> _Task objective_: Output the first line of the listing and each line after it, up to and including the line that contains "557, 619, 678];", exactly as written, minus the pictures.

> _Given information_:
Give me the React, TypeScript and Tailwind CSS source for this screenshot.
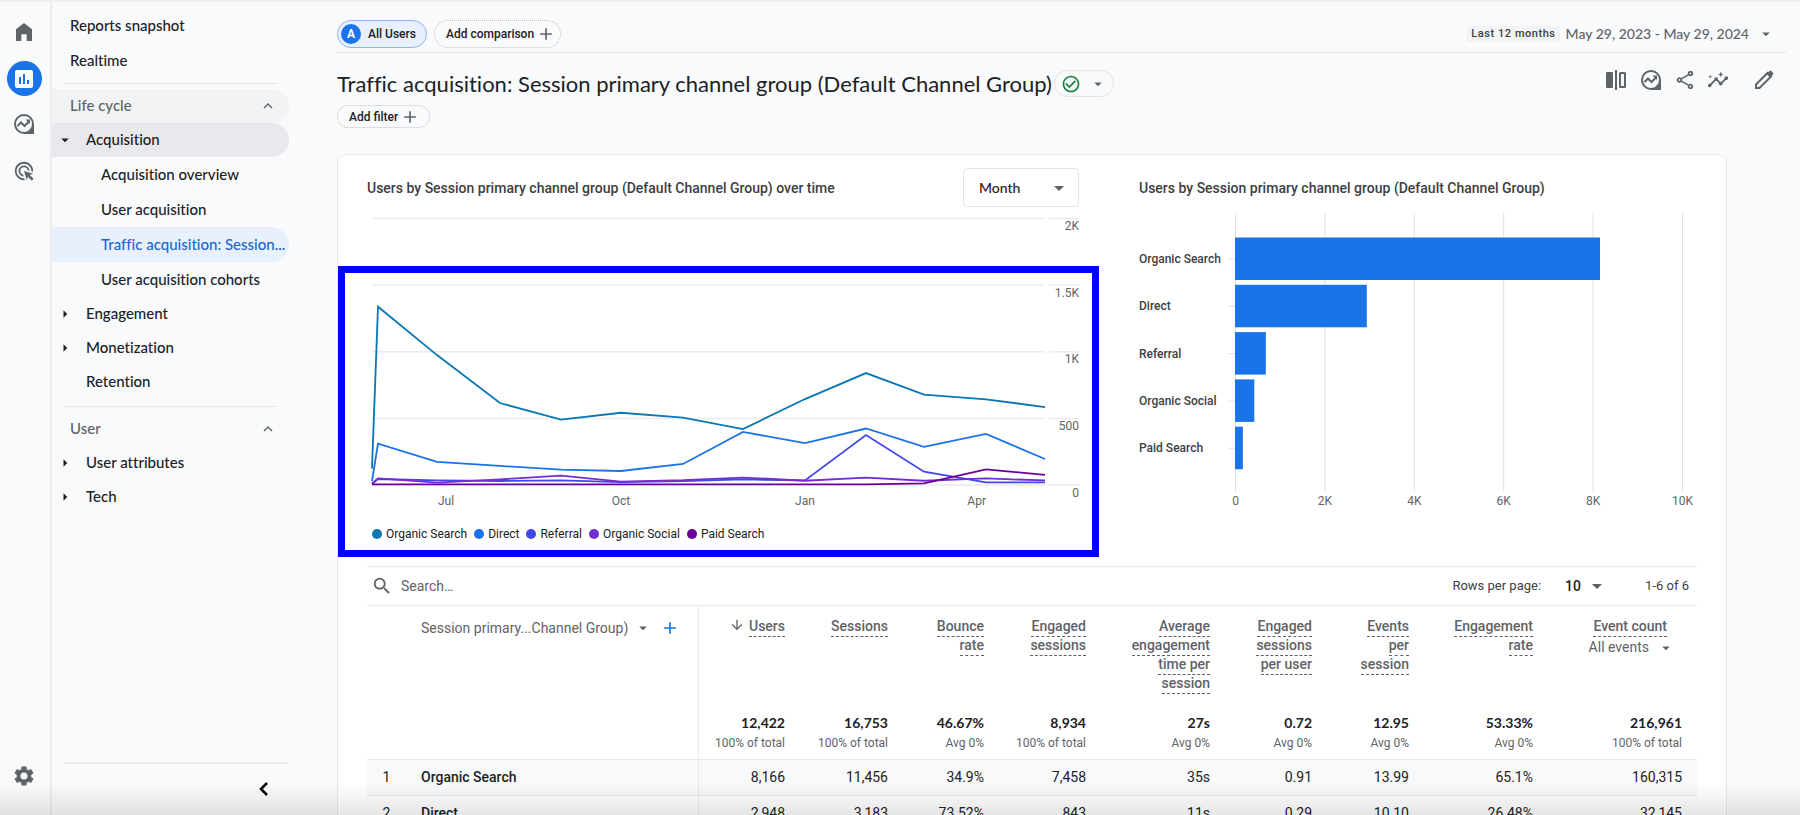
import { useState } from "react";
import { MdAdsClick, MdAdd, MdArrowDownward, MdArrowDropDown, MdArrowRight, MdCheckCircleOutline, MdInsertChart, MdInsights, MdKeyboardArrowUp, MdOutlineShare, MdSearch, MdSettings } from "react-icons/md";

type Series = { name: string; color: string; values: number[] };

const series: Series[] = [
  { name: "Organic Search", color: "#0877b3", values: [124, 1338, 975, 615, 490, 542, 505, 420, 645, 840, 679, 643, 585] },
  { name: "Direct", color: "#1a73e8", values: [30, 310, 173, 143, 115, 105, 158, 398, 315, 424, 287, 383, 195] },
  { name: "Referral", color: "#4346e8", values: [8, 45, 34, 30, 34, 22, 30, 42, 34, 375, 100, 19, 19] },
  { name: "Organic Social", color: "#722ed1", values: [12, 50, 18, 42, 71, 26, 36, 56, 32, 56, 32, 49, 34] },
  { name: "Paid Search", color: "#6b0099", values: [5, 5, 5, 5, 5, 5, 5, 5, 5, 5, 12, 117, 76] },
];

const xs = [5, 11, 70, 133, 194, 254, 316, 376, 438, 499, 557, 619, 678];

const bars = [
  { name: "Organic Search", value: 8166 },
  { name: "Direct", value: 2948 },
  { name: "Referral", value: 690 },
  { name: "Organic Social", value: 432 },
  { name: "Paid Search", value: 176 },
];

const columns = [
  { label: "Users", total: "12,422", note: "100% of total", sorted: true },
  { label: "Sessions", total: "16,753", note: "100% of total" },
  { label: "Bounce rate", total: "46.67%", note: "Avg 0%" },
  { label: "Engaged sessions", total: "8,934", note: "100% of total" },
  { label: "Average engagement time per session", total: "27s", note: "Avg 0%" },
  { label: "Engaged sessions per user", total: "0.72", note: "Avg 0%" },
  { label: "Events per session", total: "12.95", note: "Avg 0%" },
  { label: "Engagement rate", total: "53.33%", note: "Avg 0%" },
];

const rows = [
  { name: "Organic Search", cells: ["8,166", "11,456", "34.9%", "7,458", "35s", "0.91", "13.99", "65.1%", "160,315"] },
  { name: "Direct", cells: ["2,948", "3,183", "73.52%", "843", "11s", "0.29", "10.10", "26.48%", "32,145"] },
];

export default function App() {
  return (
    <div className="h-screen flex overflow-hidden relative bg-[#f9fafc] border-t-2 border-[#eeeff1] font-[Roboto,sans-serif] text-sm text-[#202124]">
      <Rail />
      <Sidebar />
      <main className="flex-1 min-w-0 pl-12 pr-[14px]">
        <TopBar />
        <TitleBar />
        <section className="mt-[26px] mr-[59px] bg-white border border-[#e8eaed] rounded-lg px-[29px] pt-[13px]">
          <div className="grid grid-cols-[712fr_558fr] gap-[60px]">
            <LineChart />
            <BarChart />
          </div>
          <TableToolbar />
          <DataTable />
        </section>
      </main>
      <div className="absolute inset-x-0 bottom-0 h-8 bg-linear-to-t from-black/10 to-transparent pointer-events-none" />
    </div>
  );
}

function Rail() {
  return (
    <nav aria-label="Main" className="w-[52px] shrink-0 border-r-2 border-[#ececee] flex flex-col items-center pt-[18px] pb-[27px] pr-0.5 text-[#5f6368]">
      <a href="#home" aria-label="Home">
        <svg viewBox="0 0 24 24" className="size-6" fill="currentColor">
          <path d="M4 21V9.200L12 3l8 6.200V21h-5.300v-6.800H9.300V21z" />
        </svg>
      </a>
      <a href="#reports" aria-label="Reports" className="mt-[17px] size-[35px] rounded-full bg-[#1a73e8] text-white flex items-center justify-center">
        <MdInsertChart className="size-6" />
      </a>
      <a href="#explore" aria-label="Explore" className="mt-4">
        <ExploreIcon />
      </a>
      <a href="#advertising" aria-label="Advertising" className="mt-6">
        <MdAdsClick className="size-[22px]" />
      </a>
      <a href="#admin" aria-label="Admin" className="mt-auto">
        <MdSettings className="size-6" />
      </a>
    </nav>
  );
}

function Sidebar() {
  return (
    <aside className="w-[237px] shrink-0 flex flex-col pt-1.5 font-[Lato,sans-serif] text-[15px] font-medium [font-variant-ligatures:none]">
      <a href="#snapshot" className="h-[35px] flex items-center pl-[18px]">Reports snapshot</a>
      <a href="#realtime" className="h-[35px] flex items-center pl-[18px]">Realtime</a>
      <hr className="my-[5px] mx-3 border-[#e3e5e8]" />
      <SectionHeader label="Life cycle" active />
      <NavGroup label="Acquisition" open />
      <NavLeaf label="Acquisition overview" />
      <NavLeaf label="User acquisition" />
      <NavLeaf label="Traffic acquisition: Session..." active />
      <NavLeaf label="User acquisition cohorts" />
      <NavGroup label="Engagement" />
      <NavGroup label="Monetization" />
      <NavGroup label="Retention" plain />
      <hr className="mt-[7px] mb-[5px] mx-3 border-[#e3e5e8]" />
      <SectionHeader label="User" />
      <NavGroup label="User attributes" />
      <NavGroup label="Tech" />
      <div className="mt-auto ml-3 border-t-2 border-[#ececee] h-[53px] flex justify-end pt-[13px] pr-[13px]">
        <button aria-label="Collapse navigation" className="size-6 text-black">
          <svg viewBox="0 0 24 24" className="size-6" fill="none" stroke="currentColor" strokeWidth="2.500">
            <path d="M15 6l-6 6 6 6" />
          </svg>
        </button>
      </div>
    </aside>
  );
}

function SectionHeader({ label, active }: { label: string; active?: boolean }) {
  return (
    <button className={`h-[34px] pl-[18px] pr-3 flex items-center justify-between rounded-r-full text-[#5f6368] ${active ? "bg-[#f1f3f4]" : ""}`}>
      {label}
      <MdKeyboardArrowUp className="size-[18px]" />
    </button>
  );
}

function NavGroup({ label, open, plain }: { label: string; open?: boolean; plain?: boolean }) {
  return (
    <button className={`h-[34px] pl-1 flex items-center rounded-r-full ${open ? "bg-[#e8e9ec]" : ""}`}>
      <span className="w-[30px]">
        {!plain && (open ? <MdArrowDropDown className="size-[18px]" /> : <MdArrowRight className="size-[18px]" />)}
      </span>
      {label}
    </button>
  );
}

function NavLeaf({ label, active }: { label: string; active?: boolean }) {
  return (
    <a href="#report" className={`h-[35px] pl-[49px] flex items-center rounded-r-full whitespace-nowrap ${active ? "bg-[#e8f0fe] text-[#1967d2]" : ""}`}>
      {label}
    </a>
  );
}

function TopBar() {
  return (
    <header className="pt-[18px] pb-1 flex items-center justify-between border-b border-[#e3e5e8]">
      <div className="flex gap-[7px]">
        <button className="h-7 flex items-center gap-[7px] pl-[3px] pr-2.5 rounded-full border border-[#8ab4f8] bg-[#e8f0fe] text-xs font-medium">
          <span className="size-5 rounded-full bg-[#1a73e8] text-white flex items-center justify-center font-bold">A</span>
          All Users
        </button>
        <button className="h-7 flex items-center gap-0.5 pl-[11px] pr-1 rounded-full border border-dotted border-[#bdc1c6] text-xs font-medium">
          Add comparison
          <MdAdd className="size-5 text-[#5f6368]" />
        </button>
      </div>
      <button className="flex items-center text-[#5f6368] pr-[11px]">
        <span className="bg-[#f1f3f4] px-1 text-[11px] font-medium tracking-wider text-[#3c4043]">Last 12 months</span>
        <span className="ml-1.5 mr-2 font-[Lato,sans-serif] font-medium">May 29, 2023 - May 29, 2024</span>
        <MdArrowDropDown className="size-[18px]" />
      </button>
    </header>
  );
}

function TitleBar() {
  return (
    <>
      <div className="pt-[15px] flex items-start justify-between">
        <div className="mt-0.5 h-[27px] flex items-center gap-0.5">
          <h1 className="font-[Lato,sans-serif] text-[22px] whitespace-nowrap [font-variant-ligatures:none]">Traffic acquisition: Session primary channel group (Default Channel Group)</h1>
          <button aria-label="Report status" className="h-[27px] flex items-center gap-2 pl-1.5 pr-1.5 rounded-full border border-[#e3e5e8] text-[#5f6368]">
            <MdCheckCircleOutline className="size-5 text-[#188038]" />
            <MdArrowDropDown className="size-[18px]" />
          </button>
        </div>
        <div className="flex items-center gap-[11px] pr-[10px] text-[#5f6368]">
          <button aria-label="Edit comparisons">
            <svg viewBox="0 0 24 24" className="size-6">
              <rect x="2" y="4" width="7" height="16" rx="1" fill="currentColor" />
              <path d="M12 2v20" stroke="currentColor" strokeWidth="2" />
              <rect x="16" y="5" width="5" height="14" rx="0.500" fill="none" stroke="currentColor" strokeWidth="2" />
            </svg>
          </button>
          <button aria-label="Explore"><ExploreIcon /></button>
          <button aria-label="Share this report"><MdOutlineShare className="size-[22px]" /></button>
          <button aria-label="Insights"><MdInsights className="size-[22px]" /></button>
          <button aria-label="Customize report" className="ml-3">
            <svg viewBox="0 0 24 24" className="size-6" fill="none" stroke="currentColor" strokeWidth="2">
              <path d="M4 20v-3.500L15.500 5l3.500 3.500L7.500 20z" />
              <path d="M14.500 6l3-3c.5-.5 1.300-.5 1.800 0l1.700 1.700c.5.5.5 1.300 0 1.800l-3 3z" fill="currentColor" stroke="none" />
            </svg>
          </button>
        </div>
      </div>
      <button className="mt-2 h-[23px] flex items-center gap-0.5 pl-[11px] pr-[9px] rounded-full border border-dotted border-[#bdc1c6] text-xs font-medium">
        Add filter
        <MdAdd className="size-5 text-[#5f6368]" />
      </button>
    </>
  );
}

function ExploreIcon() {
  return (
    <svg viewBox="0 0 24 24" className="size-6" fill="none" stroke="currentColor" strokeWidth="2">
      <circle cx="12" cy="12" r="9" />
      <path d="M21 12v9h-9" />
      <path d="M5.500 14l3.500-3.500 3.500 3.500L17 9.500" />
      <path d="M13.500 7.500H18V12z" fill="currentColor" stroke="none" />
      <circle cx="18.700" cy="18.700" r="1.800" fill="currentColor" stroke="none" />
    </svg>
  );
}

function LineChart() {
  const [period, setPeriod] = useState("Month");
  const y = (v: number) => 275 - (v * 266.5) / 2000;

  return (
    <div className="relative">
      <div className="h-[39px] flex items-center justify-between">
        <h2 className="font-medium text-[#3c4043]">Users by Session primary channel group (Default Channel Group) over time</h2>
        <div className="relative">
          <select aria-label="Period" value={period} onChange={(e) => setPeriod(e.target.value)} className="appearance-none w-[116px] h-[39px] pl-[15px] rounded border border-[#e3e5e8] bg-white font-[Lato,sans-serif] font-medium">
            <option>Month</option>
          </select>
          <MdArrowDropDown className="absolute right-2 top-2 size-6 text-[#5f6368] pointer-events-none" />
        </div>
      </div>
      <svg viewBox="0 0 712 306" className="mt-[3px] w-full" role="img" aria-label="Users over time">
        {[2000, 1500, 1000, 500, 0].map((v) => (
          <g key={v}>
            <path d={`M5 ${y(v)}H678M682 ${y(v)}H712`} stroke="#ececee" strokeWidth="1.500" />
            <text x="712" y={y(v) + 11.5} textAnchor="end" fontSize="12" fill="#5f6368">
              {v >= 1000 ? `${v / 1000}K` : v}
            </text>
          </g>
        ))}
        {[70, 254, 438, 619].map((x) => (
          <path key={x} d={`M${x} 275v5`} stroke="#ececee" />
        ))}
        {series.map((s) => (
          <polyline key={s.name} fill="none" stroke={s.color} strokeWidth="1.800" points={s.values.map((v, i) => `${xs[i]},${y(v)}`).join(" ")} />
        ))}
        <g fontSize="12" fill="#5f6368">
          <text x="71" y="295">Jul</text>
          <text x="254" y="295" textAnchor="middle">Oct</text>
          <text x="438" y="295" textAnchor="middle">Jan</text>
          <text x="619" y="295" textAnchor="end">Apr</text>
        </g>
      </svg>
      <ul className="h-9 pl-[5px] flex items-center gap-[7px] text-xs">
        {series.map((s) => (
          <li key={s.name} className="flex items-center gap-1">
            <span className="size-2.5 rounded-full" style={{ backgroundColor: s.color }} />
            {s.name}
          </li>
        ))}
      </ul>
      <div className="absolute top-[98px] -bottom-[5px] -left-[29px] -right-[20px] border-7 border-[#0000ff] pointer-events-none" />
    </div>
  );
}

function BarChart() {
  const x = (v: number) => 96.5 + v * 0.0447;

  return (
    <div>
      <div className="h-[39px] flex items-center">
        <h2 className="font-medium text-[#3c4043]">Users by Session primary channel group (Default Channel Group)</h2>
      </div>
      <svg viewBox="0 0 558 302" className="mt-[3px] w-full" role="img" aria-label="Users by channel group">
        {[0, 2000, 4000, 6000, 8000, 10000].map((v) => (
          <g key={v}>
            <path d={`M${x(v)} 3v279`} stroke="#dfe1e5" />
            <text x={x(v)} y="295" textAnchor="middle" fontSize="12" fill="#5f6368">
              {v === 0 ? 0 : `${v / 1000}K`}
            </text>
          </g>
        ))}
        {bars.map((b, i) => (
          <g key={b.name}>
            <path d={`M90 ${49 + i * 47.300}h6`} stroke="#dfe1e5" />
            <rect x="96" y={27.500 + i * 47.300} width={b.value * 0.0447} height="42.500" fill="#1a73e8" />
            <text x="0" y={53 + i * 47.300} fontSize="12" fontWeight="500" fill="#3c4043">{b.name}</text>
          </g>
        ))}
      </svg>
    </div>
  );
}

function TableToolbar() {
  const [search, setSearch] = useState("");

  return (
    <div className="mt-[14px] h-10 border-y border-[#e8eaed] flex items-center text-[13px] text-[#5f6368]">
      <label htmlFor="search" aria-label="Search" className="pl-1">
        <MdSearch className="size-[22px]" />
      </label>
      <input id="search" value={search} onChange={(e) => setSearch(e.target.value)} placeholder="Search…" className="flex-1 ml-2 text-sm outline-none placeholder:text-[#5f6368]" />
      <label htmlFor="page-size" className="text-[#3c4043]">Rows per page:</label>
      <div className="relative ml-6">
        <select id="page-size" className="appearance-none w-11 text-sm font-medium text-[#202124]">
          <option>10</option>
        </select>
        <MdArrowDropDown className="absolute right-0 -top-0.5 size-6 text-[#5f6368] pointer-events-none" />
      </div>
      <span className="ml-9 mr-2 text-[#3c4043]">1-6 of 6</span>
    </div>
  );
}

function DataTable() {
  return (
    <table className="w-full table-fixed">
      <colgroup>
        <col className="w-[331px]" />
        <col className="w-[102px]" />
        <col className="w-[103px]" />
        <col className="w-[96px]" />
        <col className="w-[102px]" />
        <col className="w-[124px]" />
        <col className="w-[102px]" />
        <col className="w-[97px]" />
        <col className="w-[124px]" />
        <col />
      </colgroup>
      <thead>
        <tr className="align-top text-right text-[#5f6368]">
          <th className="h-[104px] pt-3 pl-[54px] font-normal border-r border-[#e8eaed]">
            <div className="flex items-center">
              <button className="flex items-center gap-1.5">
                Session primary...Channel Group)
                <MdArrowDropDown className="size-[18px]" />
              </button>
              <button aria-label="Add dimension" className="ml-2 text-[#1a73e8]">
                <MdAdd className="size-5" />
              </button>
            </div>
          </th>
          {columns.map((c) => (
            <th key={c.label} className="pt-[11px] pl-5 pr-[15px] font-medium leading-[19px]">
              {c.sorted && <MdArrowDownward className="inline size-4 mr-1 -mt-1" />}
              <span className="pb-0.5 border-b border-dashed border-[#5f6368]">{c.label}</span>
            </th>
          ))}
          <th className="pt-[11px] pr-[30px] font-medium leading-[19px]">
            <span className="pb-0.5 border-b border-dashed border-[#5f6368]">Event count</span>
            <button className="mt-0.5 ml-auto -mr-2 flex items-center gap-2 font-normal">
              All events
              <MdArrowDropDown className="size-[18px]" />
            </button>
          </th>
        </tr>
        <tr className="text-right border-b border-[#e8eaed]">
          <td className="border-r border-[#e8eaed]" />
          {[...columns, { label: "Event count", total: "216,961", note: "100% of total" }].map((c) => (
            <td key={c.label} className="h-[49px] pr-[15px] pt-[3px] align-top">
              <div className="font-[Lato,sans-serif] text-sm leading-[20px] font-bold">{c.total}</div>
              <div className="text-xs leading-[20px] text-[#5f6368]">{c.note}</div>
            </td>
          ))}
        </tr>
      </thead>
      <tbody>
        {rows.map((r, i) => (
          <tr key={r.name} className="h-9 text-right border-b border-[#e8eaed] first:bg-[#f8f9fa]">
            <td className="text-left border-r border-[#e8eaed]">
              <div className="flex">
                <span className="w-[39px] text-center">{i + 1}</span>
                <span className="ml-[15px] font-medium">{r.name}</span>
              </div>
            </td>
            {r.cells.map((c, j) => (
              <td key={j} className="pr-[15px]">{c}</td>
            ))}
          </tr>
        ))}
      </tbody>
    </table>
  );
}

> _Solution to the exercise_:
Give me the React, TypeScript and Tailwind CSS source for this screenshot.
import { useState } from "react";
import { MdAdsClick, MdAdd, MdArrowDownward, MdArrowDropDown, MdArrowRight, MdCheckCircleOutline, MdInsertChart, MdInsights, MdKeyboardArrowUp, MdOutlineShare, MdSearch, MdSettings } from "react-icons/md";

type Series = { name: string; color: string; values: number[] };

const series: Series[] = [
  { name: "Organic Search", color: "#0877b3", values: [124, 1338, 975, 615, 490, 542, 505, 420, 645, 840, 679, 643, 585] },
  { name: "Direct", color: "#1a73e8", values: [30, 310, 173, 143, 115, 105, 158, 398, 315, 424, 287, 383, 195] },
  { name: "Referral", color: "#4346e8", values: [8, 45, 34, 30, 34, 22, 30, 42, 34, 375, 100, 19, 19] },
  { name: "Organic Social", color: "#722ed1", values: [12, 50, 18, 42, 71, 26, 36, 56, 32, 56, 32, 49, 34] },
  { name: "Paid Search", color: "#6b0099", values: [5, 5, 5, 5, 5, 5, 5, 5, 5, 5, 12, 117, 76] },
];

const xs = [5, 11, 70, 133, 194, 254, 316, 376, 438, 499, 557, 619, 678];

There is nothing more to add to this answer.